### TASK DIRECTIONS
Give the number of lines that include the word "with", and nothing else.

### RECORDS FOR THIS TASK

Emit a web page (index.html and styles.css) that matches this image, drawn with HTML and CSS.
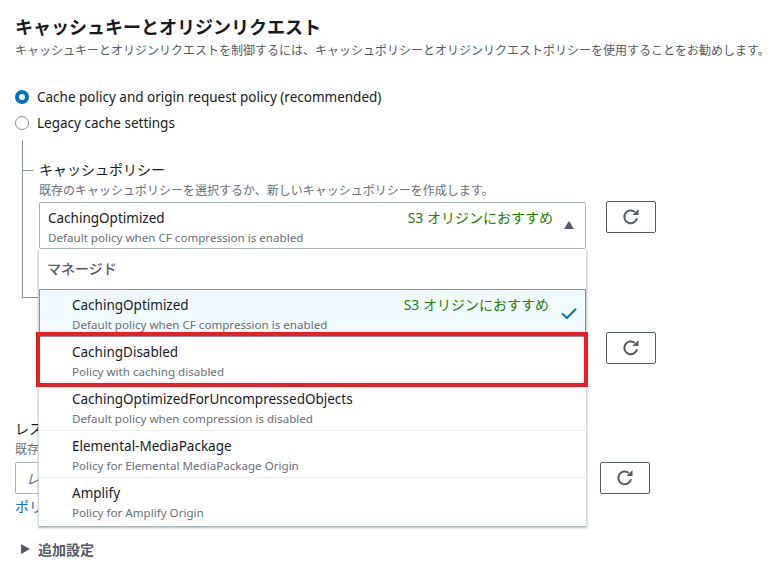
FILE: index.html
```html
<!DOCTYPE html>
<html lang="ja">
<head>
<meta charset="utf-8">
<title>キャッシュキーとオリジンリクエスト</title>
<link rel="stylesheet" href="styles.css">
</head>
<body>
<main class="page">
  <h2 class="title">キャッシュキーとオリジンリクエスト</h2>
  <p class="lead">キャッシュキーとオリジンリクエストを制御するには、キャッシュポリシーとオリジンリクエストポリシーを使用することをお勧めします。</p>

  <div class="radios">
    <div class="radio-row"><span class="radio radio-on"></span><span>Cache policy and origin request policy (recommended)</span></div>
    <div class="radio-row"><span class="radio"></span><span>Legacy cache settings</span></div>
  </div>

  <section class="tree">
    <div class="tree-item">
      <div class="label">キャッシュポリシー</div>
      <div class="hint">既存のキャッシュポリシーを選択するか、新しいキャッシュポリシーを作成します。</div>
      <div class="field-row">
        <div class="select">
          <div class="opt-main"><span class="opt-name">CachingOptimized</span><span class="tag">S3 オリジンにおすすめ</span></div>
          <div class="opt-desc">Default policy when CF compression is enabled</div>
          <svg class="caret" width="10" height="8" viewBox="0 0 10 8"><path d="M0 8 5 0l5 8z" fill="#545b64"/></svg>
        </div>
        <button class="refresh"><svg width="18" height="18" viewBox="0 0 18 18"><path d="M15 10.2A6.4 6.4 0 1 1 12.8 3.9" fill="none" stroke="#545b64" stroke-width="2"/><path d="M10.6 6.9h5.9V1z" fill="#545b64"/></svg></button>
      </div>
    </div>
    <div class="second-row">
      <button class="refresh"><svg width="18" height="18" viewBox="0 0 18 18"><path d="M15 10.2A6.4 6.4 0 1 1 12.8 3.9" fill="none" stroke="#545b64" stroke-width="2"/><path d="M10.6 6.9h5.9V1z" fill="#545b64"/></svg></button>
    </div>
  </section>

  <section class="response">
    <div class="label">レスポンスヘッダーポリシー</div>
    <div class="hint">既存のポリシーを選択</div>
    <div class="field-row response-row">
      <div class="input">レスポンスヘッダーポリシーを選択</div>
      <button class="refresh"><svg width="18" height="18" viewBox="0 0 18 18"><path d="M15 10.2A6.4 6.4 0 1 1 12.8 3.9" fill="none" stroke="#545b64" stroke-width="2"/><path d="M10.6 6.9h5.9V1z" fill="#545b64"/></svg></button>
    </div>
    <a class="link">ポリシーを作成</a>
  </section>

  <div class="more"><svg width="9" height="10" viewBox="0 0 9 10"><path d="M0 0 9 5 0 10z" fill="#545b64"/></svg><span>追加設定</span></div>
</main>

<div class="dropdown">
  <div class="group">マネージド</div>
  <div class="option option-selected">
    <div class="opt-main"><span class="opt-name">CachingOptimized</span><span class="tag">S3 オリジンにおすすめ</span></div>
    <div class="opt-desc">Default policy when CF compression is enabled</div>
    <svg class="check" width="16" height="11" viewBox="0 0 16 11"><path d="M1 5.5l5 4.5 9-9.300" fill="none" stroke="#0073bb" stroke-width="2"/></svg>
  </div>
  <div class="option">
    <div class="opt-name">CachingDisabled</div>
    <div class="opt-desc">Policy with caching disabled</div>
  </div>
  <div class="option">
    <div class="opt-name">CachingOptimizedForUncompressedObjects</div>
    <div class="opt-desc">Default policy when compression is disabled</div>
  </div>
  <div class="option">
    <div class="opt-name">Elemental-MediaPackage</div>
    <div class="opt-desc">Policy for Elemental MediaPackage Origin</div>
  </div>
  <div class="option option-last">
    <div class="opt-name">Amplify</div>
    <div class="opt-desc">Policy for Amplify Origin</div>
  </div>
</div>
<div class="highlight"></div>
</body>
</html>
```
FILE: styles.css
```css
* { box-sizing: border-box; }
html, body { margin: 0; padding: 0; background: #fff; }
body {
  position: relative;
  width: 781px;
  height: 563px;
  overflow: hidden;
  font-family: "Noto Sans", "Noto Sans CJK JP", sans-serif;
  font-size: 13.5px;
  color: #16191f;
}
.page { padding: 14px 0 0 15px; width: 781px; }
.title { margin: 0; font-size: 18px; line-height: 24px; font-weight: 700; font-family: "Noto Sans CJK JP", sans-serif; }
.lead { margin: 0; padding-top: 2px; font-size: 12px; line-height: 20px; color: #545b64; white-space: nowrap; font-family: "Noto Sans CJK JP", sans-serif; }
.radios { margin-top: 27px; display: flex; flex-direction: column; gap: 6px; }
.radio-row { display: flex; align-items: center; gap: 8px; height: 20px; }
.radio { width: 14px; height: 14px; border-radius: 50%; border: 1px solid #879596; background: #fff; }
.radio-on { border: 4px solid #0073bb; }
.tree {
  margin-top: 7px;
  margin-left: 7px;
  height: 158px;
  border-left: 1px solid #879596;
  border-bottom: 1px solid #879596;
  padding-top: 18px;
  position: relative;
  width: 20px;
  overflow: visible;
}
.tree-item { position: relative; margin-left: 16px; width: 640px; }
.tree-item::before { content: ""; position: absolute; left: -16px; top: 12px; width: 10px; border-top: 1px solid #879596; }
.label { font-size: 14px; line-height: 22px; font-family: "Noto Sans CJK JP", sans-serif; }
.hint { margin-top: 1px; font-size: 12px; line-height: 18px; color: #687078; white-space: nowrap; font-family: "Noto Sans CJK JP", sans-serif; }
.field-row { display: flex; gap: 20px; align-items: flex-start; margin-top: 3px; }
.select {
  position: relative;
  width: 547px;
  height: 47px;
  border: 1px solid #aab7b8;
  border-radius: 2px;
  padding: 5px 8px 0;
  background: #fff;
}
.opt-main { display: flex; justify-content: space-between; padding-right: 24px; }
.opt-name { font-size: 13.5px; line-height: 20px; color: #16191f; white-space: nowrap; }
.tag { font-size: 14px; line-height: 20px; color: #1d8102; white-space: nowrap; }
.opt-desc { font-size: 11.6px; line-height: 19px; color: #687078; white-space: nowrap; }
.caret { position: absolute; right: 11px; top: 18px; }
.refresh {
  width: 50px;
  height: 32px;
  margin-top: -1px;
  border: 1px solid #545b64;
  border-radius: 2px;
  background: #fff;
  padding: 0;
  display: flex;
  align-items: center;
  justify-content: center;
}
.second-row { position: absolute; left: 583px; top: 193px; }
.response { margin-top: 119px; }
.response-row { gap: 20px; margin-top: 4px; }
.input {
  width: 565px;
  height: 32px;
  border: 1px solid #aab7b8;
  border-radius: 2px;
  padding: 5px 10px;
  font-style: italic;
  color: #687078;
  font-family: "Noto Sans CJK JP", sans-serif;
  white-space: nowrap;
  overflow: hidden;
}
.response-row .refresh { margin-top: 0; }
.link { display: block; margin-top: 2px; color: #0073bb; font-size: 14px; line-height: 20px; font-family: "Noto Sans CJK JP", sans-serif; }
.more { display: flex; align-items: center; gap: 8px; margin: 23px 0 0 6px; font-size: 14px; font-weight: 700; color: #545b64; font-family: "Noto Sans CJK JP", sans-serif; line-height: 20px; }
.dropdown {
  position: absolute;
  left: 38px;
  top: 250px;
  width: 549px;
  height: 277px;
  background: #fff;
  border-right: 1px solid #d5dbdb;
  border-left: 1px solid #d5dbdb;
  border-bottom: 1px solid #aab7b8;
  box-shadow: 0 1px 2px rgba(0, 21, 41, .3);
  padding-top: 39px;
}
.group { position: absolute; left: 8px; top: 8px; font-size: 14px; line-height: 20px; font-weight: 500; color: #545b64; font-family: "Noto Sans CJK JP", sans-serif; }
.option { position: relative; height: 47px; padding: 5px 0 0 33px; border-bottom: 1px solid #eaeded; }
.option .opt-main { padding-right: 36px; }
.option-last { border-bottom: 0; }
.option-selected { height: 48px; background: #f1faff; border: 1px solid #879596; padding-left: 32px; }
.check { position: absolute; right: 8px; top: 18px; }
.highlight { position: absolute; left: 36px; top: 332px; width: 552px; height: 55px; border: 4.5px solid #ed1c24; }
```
---
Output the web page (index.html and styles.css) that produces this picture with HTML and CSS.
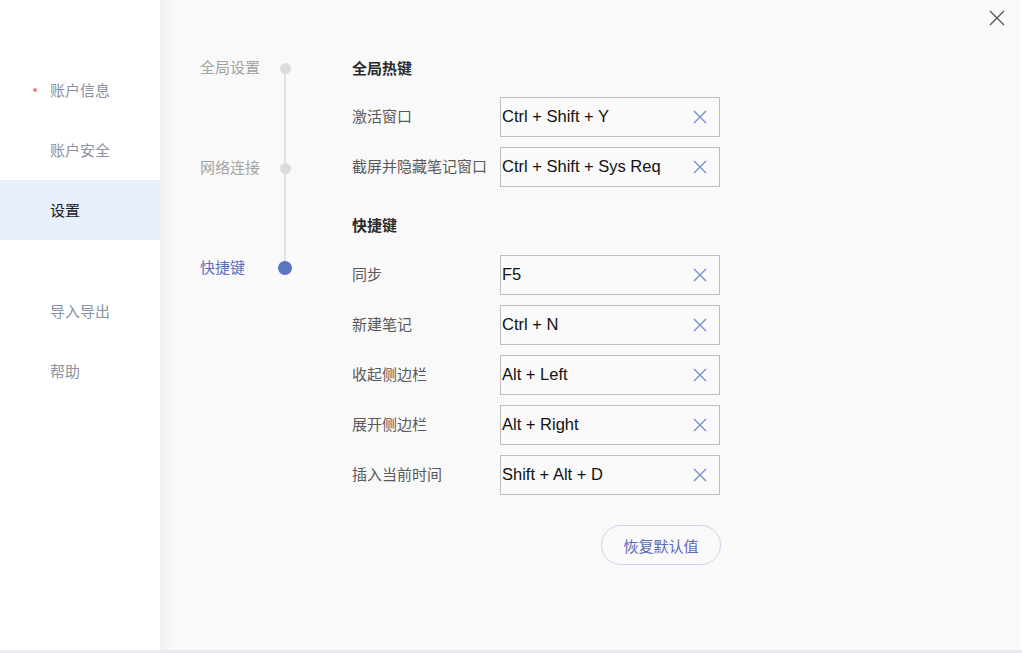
...
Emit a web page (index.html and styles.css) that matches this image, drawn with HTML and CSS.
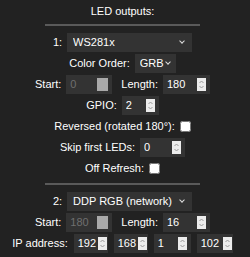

### REPLY TO THE EXERCISE
4